Gerade heute, wo die Eurokrise und vor allem die Unfähigkeit der Politik, damit umzugehen, grundlegende Fragen für unser demokratisches Zusammenleben aufwerfen, offenbart sich die ganze Absurdität dieser kleinlichen Regulierungswut. In Anbetracht der Herausforderungen, vor denen wir stehen, sollten wir uns lieber fragen, wie wir das Potential, das in den einzelnen Gesellschaftsmitgliedern steckt, aktivieren können, anstatt auch noch das letzte bisschen Restrisiko des Lebens absichern zu wollen und dadurch Freiräume für Kreativität und Eigenverantwortung immer weiter einzudämmen.

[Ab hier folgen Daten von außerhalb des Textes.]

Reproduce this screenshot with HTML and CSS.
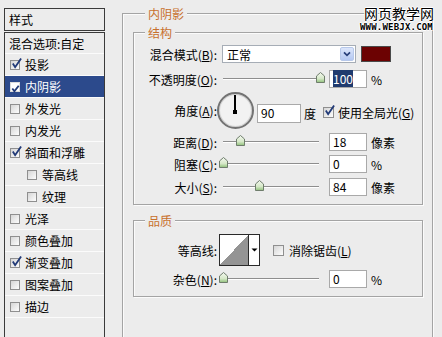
FILE: index.html
```html
<!DOCTYPE html>
<html lang="zh-CN">
<head>
  <meta charset="UTF-8">
  <title>图层样式 - 内阴影</title>
  <link rel="stylesheet" href="styles.css">
</head>
<body>
  <svg class="defs" width="0" height="0">
    <defs>
      <linearGradient id="thumbFill" x1="0" y1="0" x2="0" y2="1">
        <stop offset="0" stop-color="#f4f8f0"/>
        <stop offset="0.6" stop-color="#d6e8c8"/>
        <stop offset="1" stop-color="#8fc07a"/>
      </linearGradient>
    </defs>
  </svg>

  <div class="dialog">
    <aside class="sidebar">
      <div class="side-head">样式</div>
      <ul class="side-list">
        <li class="item">混合选项:自定</li>
        <li class="item"><span class="cb"><svg class="tick" viewBox="0 0 12 12"><path d="M2 6 L4.5 10 L11 0.5"/></svg></span>投影</li>
        <li class="item active"><span class="cb"><svg class="tick" viewBox="0 0 12 12"><path d="M2.5 6 L4.8 9 L9.5 3"/></svg></span>内阴影</li>
        <li class="item"><span class="cb"></span>外发光</li>
        <li class="item"><span class="cb"></span>内发光</li>
        <li class="item"><span class="cb"><svg class="tick" viewBox="0 0 12 12"><path d="M2 6 L4.5 10 L11 0.5"/></svg></span>斜面和浮雕</li>
        <li class="item sub"><span class="cb"></span>等高线</li>
        <li class="item sub"><span class="cb"></span>纹理</li>
        <li class="item"><span class="cb"></span>光泽</li>
        <li class="item"><span class="cb"></span>颜色叠加</li>
        <li class="item"><span class="cb"><svg class="tick" viewBox="0 0 12 12"><path d="M2 6 L4.5 10 L11 0.5"/></svg></span>渐变叠加</li>
        <li class="item"><span class="cb"></span>图案叠加</li>
        <li class="item"><span class="cb"></span>描边</li>
      </ul>
    </aside>

    <main class="panel">
      <section class="group outer">
        <div class="group-title">内阴影</div>

        <section class="group struct">
          <div class="group-title">结构</div>

          <div class="row r-mode">
            <span class="lbl">混合模式(<u>B</u>):</span>
            <div class="select">
              <span>正常</span>
              <span class="drop"><svg viewBox="0 0 14 14"><path d="M3.5 5 L7 8.5 L10.5 5"/></svg></span>
            </div>
            <span class="swatch"></span>
          </div>

          <div class="row r-opacity">
            <span class="lbl">不透明度(<u>O</u>):</span>
            <div class="slider"><svg class="thumb" style="left: 93px" viewBox="0 0 9 11"><path d="M0.5 4 L4.5 0.5 L8.5 4 V10.5 H0.5 Z"/></svg></div>
            <span class="num"><span class="sel">100</span></span>
            <span class="unit">%</span>
          </div>

          <div class="row r-angle">
            <span class="lbl">角度(<u>A</u>):</span>
            <div class="dial"><span class="hand"></span></div>
            <span class="num wide">90</span>
            <span class="unit">度</span>
            <span class="cb big"><svg class="tick" viewBox="0 0 12 12"><path d="M2 6 L4.5 10 L11 0.5"/></svg></span>
            <span>使用全局光(<u>G</u>)</span>
          </div>

          <div class="row r-distance">
            <span class="lbl">距离(<u>D</u>):</span>
            <div class="slider"><svg class="thumb" style="left: 13px" viewBox="0 0 9 11"><path d="M0.5 4 L4.5 0.5 L8.5 4 V10.5 H0.5 Z"/></svg></div>
            <span class="num">18</span>
            <span class="unit">像素</span>
          </div>

          <div class="row r-choke">
            <span class="lbl">阻塞(<u>C</u>):</span>
            <div class="slider"><svg class="thumb" style="left: -4px" viewBox="0 0 9 11"><path d="M0.5 4 L4.5 0.5 L8.5 4 V10.5 H0.5 Z"/></svg></div>
            <span class="num">0</span>
            <span class="unit">%</span>
          </div>

          <div class="row r-size">
            <span class="lbl">大小(<u>S</u>):</span>
            <div class="slider"><svg class="thumb" style="left: 32px" viewBox="0 0 9 11"><path d="M0.5 4 L4.5 0.5 L8.5 4 V10.5 H0.5 Z"/></svg></div>
            <span class="num">84</span>
            <span class="unit">像素</span>
          </div>
        </section>

        <section class="group quality">
          <div class="group-title">品质</div>

          <div class="row r-contour">
            <span class="lbl">等高线:</span>
            <div class="contour">
              <span class="curve"></span>
              <span class="curve-drop"><svg viewBox="0 0 9 6"><path d="M1.5 1.5 H7.5 L4.5 4.5 Z"/></svg></span>
            </div>
            <span class="cb big aa"></span>
            <span>消除锯齿(<u>L</u>)</span>
          </div>

          <div class="row r-noise">
            <span class="lbl">杂色(<u>N</u>):</span>
            <div class="slider"><svg class="thumb" style="left: -4px" viewBox="0 0 9 11"><path d="M0.5 4 L4.5 0.5 L8.5 4 V10.5 H0.5 Z"/></svg></div>
            <span class="num">0</span>
            <span class="unit">%</span>
          </div>
        </section>
      </section>
    </main>

    <div class="watermark">
      <div class="wm-cn">网页教学网</div>
      <div class="wm-en">WWW.WEBJX.COM</div>
    </div>
  </div>
</body>
</html>
```

FILE: styles.css
```css
* {
  box-sizing: border-box;
}

body {
  margin: 0;
  background-color: #ececec;
  font-family: "Noto Sans CJK SC", "Noto Sans", sans-serif;
  font-size: 12px;
  color: #000;
}

.defs {
  position: absolute;
}

.dialog {
  display: flex;
  height: 337px;
  overflow: hidden;
  position: relative;
}

/* left style list */
.sidebar {
  width: 101px;
  margin: 8px 0 0 4px;
  display: flex;
  flex-direction: column;
  flex: none;
}

.side-head {
  height: 23px;
  border: 1px solid #3a3a3a;
  padding-left: 4px;
  line-height: 21px;
}

.side-list {
  flex: 1;
  margin: 1px 0 0;
  padding: 0;
  list-style: none;
  border: 1px solid #3a3a3a;
  border-bottom: none;
}

.item {
  height: 22px;
  display: flex;
  align-items: center;
  padding-left: 4px;
  border-bottom: 1px solid #fbfbfb;
  white-space: nowrap;
}

.item:first-child {
  height: 21px;
}

.item.sub {
  padding-left: 21px;
}

.item.active {
  background-color: #2c4a8c;
  color: #fff;
}

.cb {
  position: relative;
  flex: none;
  width: 10px;
  height: 10px;
  margin: 0 5px 0 1px;
  border: 1px solid #8f8f8f;
  background: linear-gradient(135deg, #d6d6d6, #fdfdfd);
}

.item.active .cb {
  background: #fff;
  border-color: #dcdcdc;
}

.tick {
  position: absolute;
  left: 0;
  top: -3px;
  width: 11px;
  height: 11px;
  overflow: visible;
}

.tick path {
  fill: none;
  stroke: #213a78;
  stroke-width: 2;
}

.item.active .tick {
  top: 0;
  left: -1px;
}

/* right panel */
.panel {
  margin-left: 17px;
  width: 311px;
  padding-top: 13px;
  flex: none;
}

.group {
  border: 1px solid #a4a4a4;
  box-shadow: inset 1px 1px 0 #fbfbfb, 1px 1px 0 #fbfbfb;
}

.outer {
  height: 400px;
  padding: 0 9px 0 10px;
}

.group-title {
  width: max-content;
  margin: -8px 0 0 12px;
  padding: 0 3px;
  line-height: 15px;
  background-color: #ececec;
  color: #c8702c;
}

.struct {
  margin-top: 11px;
  padding-bottom: 8px;
}

.struct .group-title,
.quality .group-title {
  margin-left: 11px;
}

.quality {
  margin-top: 15px;
  padding-bottom: 8px;
}

.row {
  display: flex;
  align-items: center;
  height: 18px;
  margin-top: 5px;
  white-space: nowrap;
}

.r-mode { margin-top: 5px; }
.r-opacity { margin-top: 7px; }
.r-angle { margin-top: 4px; height: 36px; }
.r-choke { margin-top: 4px; }
.r-contour { margin-top: 6px; height: 32px; }
.r-noise { margin-top: 4px; }

.lbl {
  flex: none;
  width: 83px;
  margin-right: 5px;
  text-align: right;
}

.select {
  display: flex;
  align-items: center;
  justify-content: space-between;
  width: 134px;
  height: 18px;
  padding: 0 1px 0 4px;
  border: 1px solid #a6adb6;
  background-color: #fff;
}

.drop {
  width: 14px;
  height: 14px;
  border: 1px solid #b7c8ea;
  border-radius: 2px;
  background: linear-gradient(#dce6fb, #b4c8f2);
}

.drop svg {
  display: block;
  width: 12px;
  height: 12px;
}

.drop path {
  fill: none;
  stroke: #283f7a;
  stroke-width: 2;
}

.swatch {
  width: 30px;
  height: 16px;
  margin-left: 5px;
  border: 1px solid #4a4a4a;
  background-color: #6c0202;
}

.slider {
  position: relative;
  flex: none;
  width: 96px;
  height: 18px;
  margin-left: 1px;
  background:
    linear-gradient(#8e8e8e, #8e8e8e) 0 8px / 100% 1px no-repeat,
    linear-gradient(#fff, #fff) 0 9px / 100% 1px no-repeat;
}

.thumb {
  position: absolute;
  top: 2px;
  width: 9px;
  height: 11px;
}

.thumb path {
  fill: url(#thumbFill);
  stroke: #6f7d6c;
  stroke-width: 1;
}

.num {
  flex: none;
  width: 38px;
  height: 18px;
  margin-left: 10px;
  padding-left: 3px;
  border: 1px solid #a9a9a9;
  background-color: #fff;
  line-height: 16px;
}

.num.wide {
  width: 44px;
  height: 19px;
  margin-left: 3px;
  margin-top: 7px;
  margin-bottom: 1px;
}

.sel {
  background-color: #1f3a6e;
  color: #fff;
}

.unit {
  margin-left: 4px;
}

.r-angle .unit {
  margin-left: 3px;
  margin-top: 7px;
}

.dial {
  position: relative;
  flex: none;
  width: 37px;
  height: 37px;
  margin-left: -5px;
  border: 2px solid #737373;
  border-radius: 50%;
  background: radial-gradient(circle, #f2f2f2 60%, #e2e2e2);
  box-shadow: inset 0 0 0 1px #d0d0d0;
}

.hand {
  position: absolute;
  left: 15px;
  top: 1px;
  width: 2px;
  height: 17px;
  background-color: #000;
}

.hand::after {
  content: "";
  position: absolute;
  left: -1px;
  bottom: -2px;
  width: 4px;
  height: 4px;
  background-color: #000;
}

.cb.big {
  width: 11px;
  height: 11px;
  margin: 0 4px 0 7px;
}

.r-angle .cb.big {
  margin-top: 4px;
}

.r-angle > span:last-child {
  margin-top: 4px;
}

.cb.aa {
  margin-left: 13px;
  margin-right: 5px;
}

.contour {
  display: flex;
  flex: none;
  width: 41px;
  height: 32px;
  margin-left: -3px;
  border: 1px solid #2a2a2a;
  background-color: #fff;
}

.curve {
  width: 29px;
  height: 30px;
  background: linear-gradient(to top left, #949494 50%, #fff 50%);
  border-right: 1px solid #2a2a2a;
}

.curve-drop {
  flex: 1;
  display: flex;
  align-items: center;
  justify-content: center;
}

.curve-drop svg {
  width: 9px;
  height: 6px;
}

.curve-drop path {
  fill: #000;
}

/* watermark stamped over the corner */
.watermark {
  position: absolute;
  top: 4px;
  right: 9px;
  text-align: right;
  color: #000;
  text-shadow: 1px 0 #fff, -1px 0 #fff, 0 1px #fff, 0 -1px #fff;
}

.wm-cn {
  font-size: 14px;
  line-height: 18px;
  letter-spacing: 0;
  margin-right: -1px;
}

.wm-en {
  font-family: "DejaVu Sans Mono", monospace;
  font-size: 9px;
  font-weight: bold;
  line-height: 10px;
  letter-spacing: 0.2px;
}
```
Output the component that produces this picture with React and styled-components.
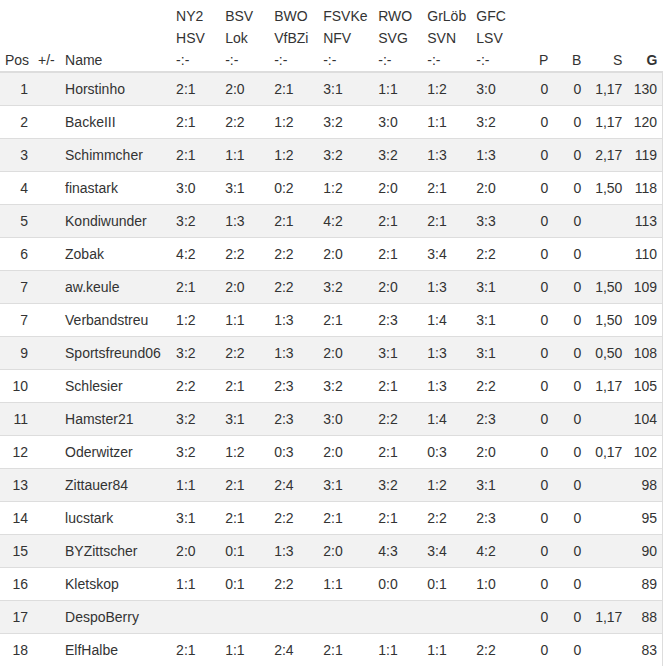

Wir sollten wieder damit anfangen, uns gegenseitig mehr zuzutrauen und vor allem auch von der Politik einfordern, bei den kleinen und großen Fragen des Gemeinwesens für voll genommen zu werden. Demokratie lebt vom offen ausgetragenen Gegensatz konfligierender Interessen, dem Zusammenprall verschiedener Meinungen und Überzeugungen und dem stetigen Widerstreit von Mehrheit und Minderheit. Hierfür brauchen wir erwachsene Menschen, die den Mut haben, sich ihres eigenen Verstandes zu bedienen, öffentlich das Wort zu ergreifen und mutig zu handeln. Es geht um mehr Mündigkeit in unserer Gesellschaft. Die heutige Politik der Unmündigkeit untergräbt die Fundamente der Demokratie. Das Menschenbild der Aufklärung ist deshalb aktueller denn je.